Mannheim. Quantentechnologie? Klingt wirklich nicht gerade sexy. Und Hand aufs Herz: Wer weiß schon genau, was das überhaupt ist? „Die Quantentechnologie nutzt die Bausteine der Natur. Sie ist Physik, Informatik und eine neue Form von Technologie in einem“, heißt es auf der Homepage der Swinburne University of Technology in Melbourne (Australien). Und was bringt das konkret? Neben einer deutlich gesteigerten Rechenleistung durch Quantencomputer versprechen die neuen Technologien nach Einschätzung des ZEW Mannheim hochsichere Kommunikation, wichtige Fortschritte in der autonomen Navigation und Durchbrüche in der medizinischen Diagnostik. „Quantentechnologien gelten daher als Schlüsseltechnologien der Zukunft“, sagt Irene Bertschek, die in Mannheim den Bereich Digitale Ökonomie leitet.

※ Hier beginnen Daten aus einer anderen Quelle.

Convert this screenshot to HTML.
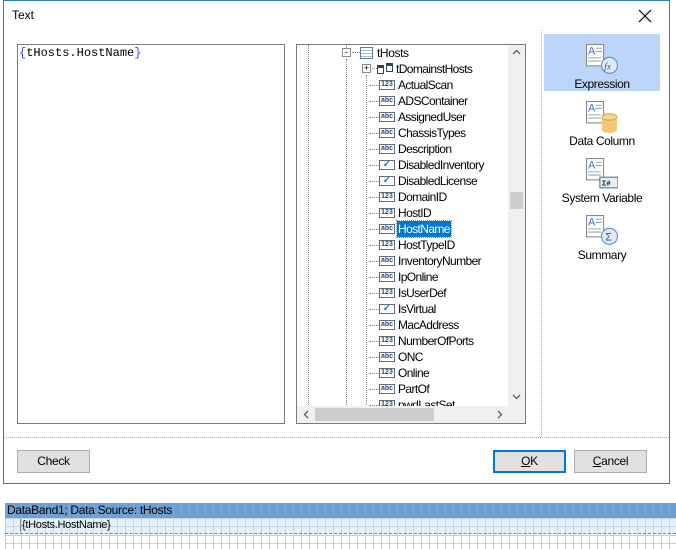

„Deutschland hat eine hervorragende Ausgangsposition“
Dass sich Bertschek mit der Quantentechnologie auskennt, ist kein Zufall. Sie ist stellvertretende Vorsitzende der Expertenkommission Forschung und Innovation - kurz EFI. In der Kommission sitzen sechs Expertinnen und Experten, die die Regierung in allen Fragen beraten. Das aktuelle Jahresgutachten hat die EFI in dieser Woche an Bundeskanzler Olaf Scholz (SPD) übergeben. Ein zentrales Thema in dem Gutachten ist das Potenzial neuer Quantentechnologien. „Das Jahr 2025 wurde von den Vereinten Nationen zum Jahr der Quantenwissenschaft und Quantentechnologien erklärt. Das ist ein wichtiges Zeichen und hat gute Gründe“, so Bertschek.
Um zukunftsweisende Quantenprojekte erfolgreich voranzutreiben, braucht es allerdings politischen Rückhalt und Planungssicherheit. „Viele Anwendungen der Quantentechnologien, wie universell einsetzbare Quantencomputer, sind aktuell noch weit von der Marktreife entfernt“, sagt die Forscherin. Dies eröffnet Deutschland nach ihrer Ansicht die Chance, die weiteren Entwicklungen mitzugestalten und Quantentechnologien maßgeblich voranzutreiben. „Denn dank exzellenter Grundlagenforschung und einer starken Tradition in der Quantenphysik hat Deutschland hierfür eine hervorragende Ausgangsposition“, sagt Bertschek.
Wenige Betriebe beschäftigen sich mit Quantentechnologie
Aber auch sie weiß natürlich, dass exzellente Forschung allein eben nicht ausreicht, um langfristig eine Spitzenposition im globalen Wettbewerb zu sichern. Der Jenaer Ökonom Uwe Cantner - er ist EFI-Vorsitzender - warnt: „Deutschland hat zu oft schon bahnbrechende Ideen entwickelt, die später anderswo zur Marktreife gebracht wurden.“ Wer erinnert sich denn noch daran, dass das MP3-Format, das die Art und Weise, wie wir Musik hören, revolutioniert hat, 1995 am Fraunhofer-Institut in Erlangen erfunden wurde? Das Institut strich zwar hohe Lizenzerträge ein - aber das große Geld verdienten Apple & Co.
Dass sich viele der neuen Quantentechnologien noch in einer frühen Entwicklungsphase befinden, bestätigen auch die Ergebnisse einer repräsentativen ZEW-Umfrage von etwa 1.200 Unternehmen im Auftrag der EFI. Nur etwa vier beziehungsweise drei Prozent der Betriebe in der Informationswirtschaft und im verarbeitenden Gewerbe beschäftigen sich intensiv oder arbeiten mit Quantentechnologien. Ähnlich gering ist der Anteil der Unternehmen, die in den nächsten fünf Jahren in diesen Bereich investieren wollen.